カラタゥン村を過ぎると人家が途絶え、ゴム園や荒れ地が数キロ続く。地域としてはこの先がタモセン村になるのだろう。
きょうの目標であるノゥトゥディ山脈の東を巻くという行程の最終段階へと入った。
さて、ここにきて道の様子がこれまでとは違ってくる。お気付きであろうか?
自動車のワダチがないのである。
すぐに理由がわかった。
川に橋がない。
それでも川底をよく観察すると浅瀬があり、どうやら人々はその浅瀬を渡っているようなのだった。
注意深く渡河する。
こんな川を2回渡った。実際に通行したあとで航空写真を見返せば、何となく橋がなさそうだとわかるのだが、初見ではまず気付かないだろう。
しばらくは荒れ地が続き、2つ目の川を渡ると道幅は広がりワダチが戻った。だが逆に路面は荒れるいっぽうだ。すごいところに来ちゃったな。

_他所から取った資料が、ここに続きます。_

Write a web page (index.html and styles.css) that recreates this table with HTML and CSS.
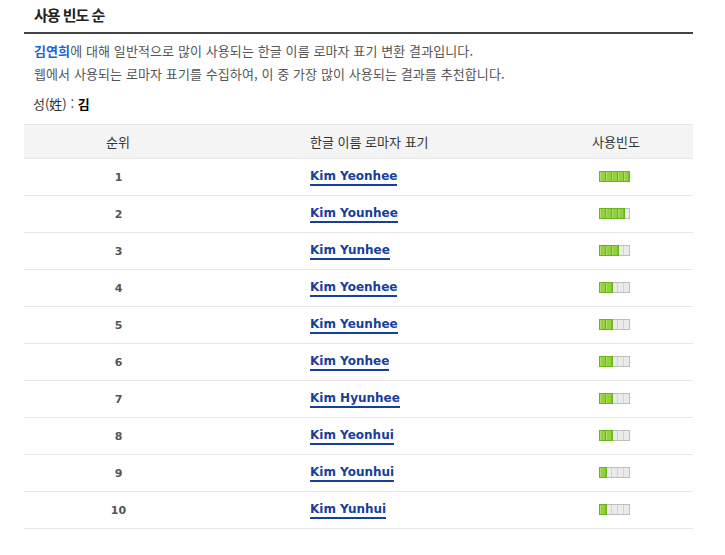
FILE: index.html
```html
<!DOCTYPE html>
<html lang="ko">
<head>
<meta charset="utf-8">
<link rel="stylesheet" href="styles.css">
</head>
<body>
<div class="wrap">
  <h2 class="title">사용 빈도 순</h2>
  <div class="desc">
    <p><strong class="name">김연희</strong>에 대해 일반적으로 많이 사용되는 한글 이름 로마자 표기 변환 결과입니다.</p>
    <p>웹에서 사용되는 로마자 표기를 수집하여, 이 중 가장 많이 사용되는 결과를 추천합니다.</p>
  </div>
  <p class="surname">성(姓) : <strong>김</strong></p>
  <div class="table">
    <div class="row head">
      <div class="c1">순위</div>
      <div class="c2">한글 이름 로마자 표기</div>
      <div class="c3">사용빈도</div>
    </div>
    <div class="row"><div class="c1 rank">1</div><div class="c2"><a href="#">Kim Yeonhee</a></div><div class="c3"><span class="bar"><i class="on"></i><i class="on"></i><i class="on"></i><i class="on"></i><i class="on"></i></span></div></div>
    <div class="row"><div class="c1 rank">2</div><div class="c2"><a href="#">Kim Younhee</a></div><div class="c3"><span class="bar"><i class="on"></i><i class="on"></i><i class="on"></i><i class="on"></i><i></i></span></div></div>
    <div class="row"><div class="c1 rank">3</div><div class="c2"><a href="#">Kim Yunhee</a></div><div class="c3"><span class="bar"><i class="on"></i><i class="on"></i><i class="on"></i><i></i><i></i></span></div></div>
    <div class="row"><div class="c1 rank">4</div><div class="c2"><a href="#">Kim Yoenhee</a></div><div class="c3"><span class="bar"><i class="on"></i><i class="on"></i><i></i><i></i><i></i></span></div></div>
    <div class="row"><div class="c1 rank">5</div><div class="c2"><a href="#">Kim Yeunhee</a></div><div class="c3"><span class="bar"><i class="on"></i><i class="on"></i><i></i><i></i><i></i></span></div></div>
    <div class="row"><div class="c1 rank">6</div><div class="c2"><a href="#">Kim Yonhee</a></div><div class="c3"><span class="bar"><i class="on"></i><i class="on"></i><i></i><i></i><i></i></span></div></div>
    <div class="row"><div class="c1 rank">7</div><div class="c2"><a href="#">Kim Hyunhee</a></div><div class="c3"><span class="bar"><i class="on"></i><i class="on"></i><i></i><i></i><i></i></span></div></div>
    <div class="row"><div class="c1 rank">8</div><div class="c2"><a href="#">Kim Yeonhui</a></div><div class="c3"><span class="bar"><i class="on"></i><i class="on"></i><i></i><i></i><i></i></span></div></div>
    <div class="row"><div class="c1 rank">9</div><div class="c2"><a href="#">Kim Younhui</a></div><div class="c3"><span class="bar"><i class="on"></i><i></i><i></i><i></i><i></i></span></div></div>
    <div class="row"><div class="c1 rank">10</div><div class="c2"><a href="#">Kim Yunhui</a></div><div class="c3"><span class="bar"><i class="on"></i><i></i><i></i><i></i><i></i></span></div></div>
  </div>
</div>
</body>
</html>
```
FILE: styles.css
```css
* { box-sizing: border-box; }
body {
  margin: 0;
  background: #fff;
  font-family: "Noto Sans CJK KR", "Noto Sans", sans-serif;
  color: #333;
}
.wrap {
  width: 669px;
  margin-left: 24px;
}
.title {
  margin: 0;
  height: 34px;
  padding: 3px 0 0 10px;
  font-size: 15px;
  line-height: 24px;
  font-weight: bold;
  letter-spacing: -1px;
  color: #222;
  border-bottom: 2px solid #444;
}
.desc {
  padding: 5px 0 0 10px;
}
.desc p {
  margin: 0;
  font-size: 13px;
  line-height: 23px;
  letter-spacing: 0.1px;
  color: #555;
}
.name {
  color: #1d63e0;
  font-weight: bold;
}
.surname {
  margin: 11px 0 0 9px;
  font-size: 13px;
  line-height: 16px;
  color: #333;
}
.surname strong { color: #000; }
.table {
  margin-top: 12px;
  border-top: 1px solid #e6e6e6;
}
.row {
  display: grid;
  grid-template-columns: 188px 327px 154px;
  height: 37px;
  align-items: center;
  border-bottom: 1px solid #e8e8e8;
  font-size: 12px;
  line-height: 16px;
}
.row.head {
  height: 34px;
  background: #f4f4f4;
  color: #333;
  font-size: 13px;
}
.c1 { text-align: center; }
.c2 { padding-left: 98px; }
.c3 { text-align: center; }
.row:not(.head) .c2,
.row:not(.head) .c3 { padding-bottom: 4px; }
.rank {
  font-family: "DejaVu Sans", sans-serif;
  font-weight: bold;
  font-size: 11px;
  color: #555;
  padding: 2px 0 0 1px;
}
.c2 a {
  font-family: "DejaVu Sans", sans-serif;
  font-weight: bold;
  font-size: 12px;
  color: #17409b;
  text-decoration: none;
  border-bottom: 2px solid #17409b;
  padding-bottom: 1px;
}
.bar {
  display: inline-flex;
  vertical-align: middle;
  height: 11px;
  width: 31px;
  margin-left: -4px;
  background: #ebebeb;
  border: 1px solid #bdbdbd;
}
.bar i {
  display: block;
  width: 6px;
  height: 9px;
  border-right: 1px solid #d2d2d2;
}
.bar i:last-child { width: 5px; border-right: 0; }
.bar i.on {
  background: #93d13d;
  border-right: 1px solid #7cbd2a;
  box-shadow: inset 1px 0 0 #aedd6c;
  outline: 1px solid #6ab420;
}
```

このあたりの村はかつて麻薬栽培が盛んだったといわれる場所。もし隠れて栽培しているケシ畑でも見ちゃったらどうなるんだろ、銃で撃たれたら一瞬熱く感じるらしいな、などと不穏な想像をしてしまう。
しかも今の心境そのもののような黒雲が前方から近づいてくるではないか。
いまは乾季なので雨ガッパは持参していない。こんなところで雨に降られたら、iPad やデジカメもろともびしょぬれだ。
黒雲から逃れるように必死に走る。
やがて路面は回復し、人里の気配が濃くなってきた。
あのパゴダが点々とある山は、以前にヤーペータンパゴダから眺めた山並みだ。国道の近くまできたのだ。
黒雲からも遠ざかるように走ったので、あたりはまた明るくなって雨の心配もなくなった。
無事に戻ってきた。
知っている場所まで来れば急に気が楽になるものだ。
道端に見馴れない構造の祠があったので寄ってみることにした。
茶堂であれば床があるはずなのだが、ここは土間のままなので人が中で休んだりする建物ではなさそう。
コンクリ製のナッ祠に木造の覆屋が付いたもののようだ。
祠の中に祀られてた謎のケモノ。
トラか?
こちらはコブラ。
もう一つの建物には、何の像も置かれていなかった。
中央のオレンジ色の模様はコウモリかな。茶色い帆掛け舟のモチーフも見える。
不気味に枝分かれした鉢植え植物や帆掛け舟の絵はラインカァ峠の祠にもあった。ラインカァ峠はここからそう遠くない場所だから同一の作者なのだろうか。それともこれらはカレン民族に共通する伝統的な画法なのか。
床にも花びらの模様があった。ヒンドゥ教徒が地面に模様を描くがそれと関係あるのか。
これは他の線画よりやや洗練されており、線で囲まれた面に薄い色が塗られている。他の線画とは別人によって描かれたのだろう。
柱にも何かが絡みついたような模様が描かれていた。
ナッ信仰については、もっと色々知りたものだ。
これでノゥトゥディ山脈を巻く小旅行は完了。途中荒れた道が多く、道のりはとても長く感じられ、これまでになく不安を覚えた。
ところがその後この近くまで何度か来るようになり、カレン州のほかの田舎もたくさん訪れたあとでは、ここは大して遠くもなく、不安になるような風景でもなくなってしまったのだった。
結局、初めてこの道を通ったときの心細さは、もう二度と体験できない貴重な記憶なのである。